Problem requirements: Write out the entire listing below exactly as it appears, minus any pictures.

Information supplied start

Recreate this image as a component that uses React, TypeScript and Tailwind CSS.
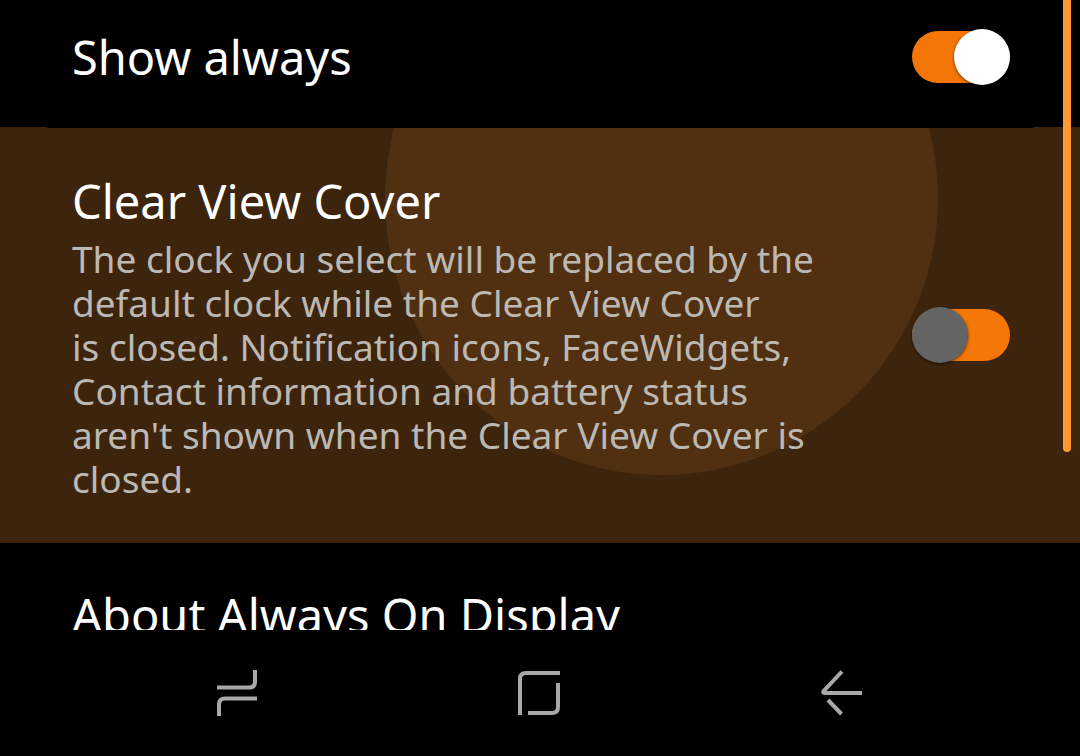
import { useState } from "react"

interface ToggleProps {
  id: string
  checked: boolean
  onChange: (checked: boolean) => void
}

function Toggle({ id, checked, onChange }: ToggleProps) {
  return (
    <input
      id={id}
      type="checkbox"
      role="switch"
      checked={checked}
      onChange={(e) => onChange(e.target.checked)}
      className="flex h-[52px] w-[98px] shrink-0 cursor-pointer appearance-none items-center rounded-full bg-[#f47607] before:block before:size-14 before:shrink-0 before:rounded-full before:bg-[#646464] before:shadow-[0_1px_3px_rgba(0,0,0,0.6)] before:content-[''] checked:justify-end checked:before:bg-white"
    />
  )
}

function NavBar() {
  return (
    <nav className="grid h-[126px] shrink-0 grid-cols-3 bg-black px-[86px] text-[#a8a8a8]">
      <button type="button" aria-label="Recent apps" className="flex items-center justify-center">
        <svg width="40" height="46" viewBox="0 0 40 46" fill="none" stroke="currentColor" strokeWidth="4">
          <path d="M0 17.5H32Q38 17.5 38 11.5V0" />
          <path d="M40 28.5H8Q2 28.5 2 34.5V46" />
        </svg>
      </button>
      <button type="button" aria-label="Home" className="flex items-center justify-center">
        <svg width="44" height="44" viewBox="0 0 44 44" fill="none" stroke="currentColor" strokeWidth="4">
          <path d="M2 44V8Q2 2 8 2H42" />
          <path d="M40 12V36Q40 42 34 42H10" />
        </svg>
      </button>
      <button type="button" aria-label="Back" className="flex items-center justify-center">
        <svg width="44" height="46" viewBox="0 0 44 46" fill="none" stroke="currentColor" strokeWidth="4">
          <path d="M21 1.500L3.500 20Q0.500 23 4 23H41" />
          <path d="M7 30L20.500 44" />
        </svg>
      </button>
    </nav>
  )
}

export default function App() {
  const [showAlways, setShowAlways] = useState(true)
  const [clearView, setClearView] = useState(false)

  return (
    <div className="relative flex h-screen flex-col overflow-hidden bg-black font-['Noto_Sans',sans-serif] text-white">
      <main className="min-h-0 flex-1 overflow-hidden">
        <section className="flex items-center justify-between pt-[25px] pr-[70px] pb-[38px] pl-[72px]">
          <label htmlFor="show-always" className="text-[47px] leading-[64px]">
            Show always
          </label>
          <Toggle id="show-always" checked={showAlways} onChange={setShowAlways} />
        </section>

        <section className="relative overflow-hidden bg-[#3d240d]">
          {/* touch ripple */}
          <div className="absolute -top-[205px] left-[385px] size-[553px] rounded-full bg-[#503011]" />
          <div className="absolute inset-x-[47px] top-0 h-px bg-black" />
          <div className="relative flex items-center justify-between pt-[42px] pr-[70px] pb-[42px] pl-[72px]">
            <div>
              <label htmlFor="clear-view" className="block text-[47px] leading-[64px]">
                Clear View Cover
              </label>
              <p className="mt-1 text-[37px] leading-[44px] text-[#bcb8b4]">
                The clock you select will be replaced by the
                <br />
                default clock while the Clear View Cover
                <br />
                is closed. Notification icons, FaceWidgets,
                <br />
                Contact information and battery status
                <br />
                aren't shown when the Clear View Cover is
                <br />
                closed.
              </p>
            </div>
            <Toggle id="clear-view" checked={clearView} onChange={setClearView} />
          </div>
        </section>

        <section className="pt-10 pr-[70px] pl-[72px]">
          <h2 className="text-[47px] leading-[64px]">About Always On Display</h2>
        </section>
      </main>

      <NavBar />

      {/* scroll indicator */}
      <div className="absolute top-0 right-[9px] h-[452px] w-2 rounded-b-full bg-[#ff9833]" />
    </div>
  )
}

Information supplied end

The answer:
Recreate this image as a component that uses React, TypeScript and Tailwind CSS.
import { useState } from "react"

interface ToggleProps {
  id: string
  checked: boolean
  onChange: (checked: boolean) => void
}

function Toggle({ id, checked, onChange }: ToggleProps) {
  return (
    <input
      id={id}
      type="checkbox"
      role="switch"
      checked={checked}
      onChange={(e) => onChange(e.target.checked)}
      className="flex h-[52px] w-[98px] shrink-0 cursor-pointer appearance-none items-center rounded-full bg-[#f47607] before:block before:size-14 before:shrink-0 before:rounded-full before:bg-[#646464] before:shadow-[0_1px_3px_rgba(0,0,0,0.6)] before:content-[''] checked:justify-end checked:before:bg-white"
    />
  )
}

function NavBar() {
  return (
    <nav className="grid h-[126px] shrink-0 grid-cols-3 bg-black px-[86px] text-[#a8a8a8]">
      <button type="button" aria-label="Recent apps" className="flex items-center justify-center">
        <svg width="40" height="46" viewBox="0 0 40 46" fill="none" stroke="currentColor" strokeWidth="4">
          <path d="M0 17.5H32Q38 17.5 38 11.5V0" />
          <path d="M40 28.5H8Q2 28.5 2 34.5V46" />
        </svg>
      </button>
      <button type="button" aria-label="Home" className="flex items-center justify-center">
        <svg width="44" height="44" viewBox="0 0 44 44" fill="none" stroke="currentColor" strokeWidth="4">
          <path d="M2 44V8Q2 2 8 2H42" />
          <path d="M40 12V36Q40 42 34 42H10" />
        </svg>
      </button>
      <button type="button" aria-label="Back" className="flex items-center justify-center">
        <svg width="44" height="46" viewBox="0 0 44 46" fill="none" stroke="currentColor" strokeWidth="4">
          <path d="M21 1.500L3.500 20Q0.500 23 4 23H41" />
          <path d="M7 30L20.500 44" />
        </svg>
      </button>
    </nav>
  )
}

export default function App() {
  const [showAlways, setShowAlways] = useState(true)
  const [clearView, setClearView] = useState(false)

  return (
    <div className="relative flex h-screen flex-col overflow-hidden bg-black font-['Noto_Sans',sans-serif] text-white">
      <main className="min-h-0 flex-1 overflow-hidden">
        <section className="flex items-center justify-between pt-[25px] pr-[70px] pb-[38px] pl-[72px]">
          <label htmlFor="show-always" className="text-[47px] leading-[64px]">
            Show always
          </label>
          <Toggle id="show-always" checked={showAlways} onChange={setShowAlways} />
        </section>

        <section className="relative overflow-hidden bg-[#3d240d]">
          {/* touch ripple */}
          <div className="absolute -top-[205px] left-[385px] size-[553px] rounded-full bg-[#503011]" />
          <div className="absolute inset-x-[47px] top-0 h-px bg-black" />
          <div className="relative flex items-center justify-between pt-[42px] pr-[70px] pb-[42px] pl-[72px]">
            <div>
              <label htmlFor="clear-view" className="block text-[47px] leading-[64px]">
                Clear View Cover
              </label>
              <p className="mt-1 text-[37px] leading-[44px] text-[#bcb8b4]">
                The clock you select will be replaced by the
                <br />
                default clock while the Clear View Cover
                <br />
                is closed. Notification icons, FaceWidgets,
                <br />
                Contact information and battery status
                <br />
                aren't shown when the Clear View Cover is
                <br />
                closed.
              </p>
            </div>
            <Toggle id="clear-view" checked={clearView} onChange={setClearView} />
          </div>
        </section>

        <section className="pt-10 pr-[70px] pl-[72px]">
          <h2 className="text-[47px] leading-[64px]">About Always On Display</h2>
        </section>
      </main>

      <NavBar />

      {/* scroll indicator */}
      <div className="absolute top-0 right-[9px] h-[452px] w-2 rounded-b-full bg-[#ff9833]" />
    </div>
  )
}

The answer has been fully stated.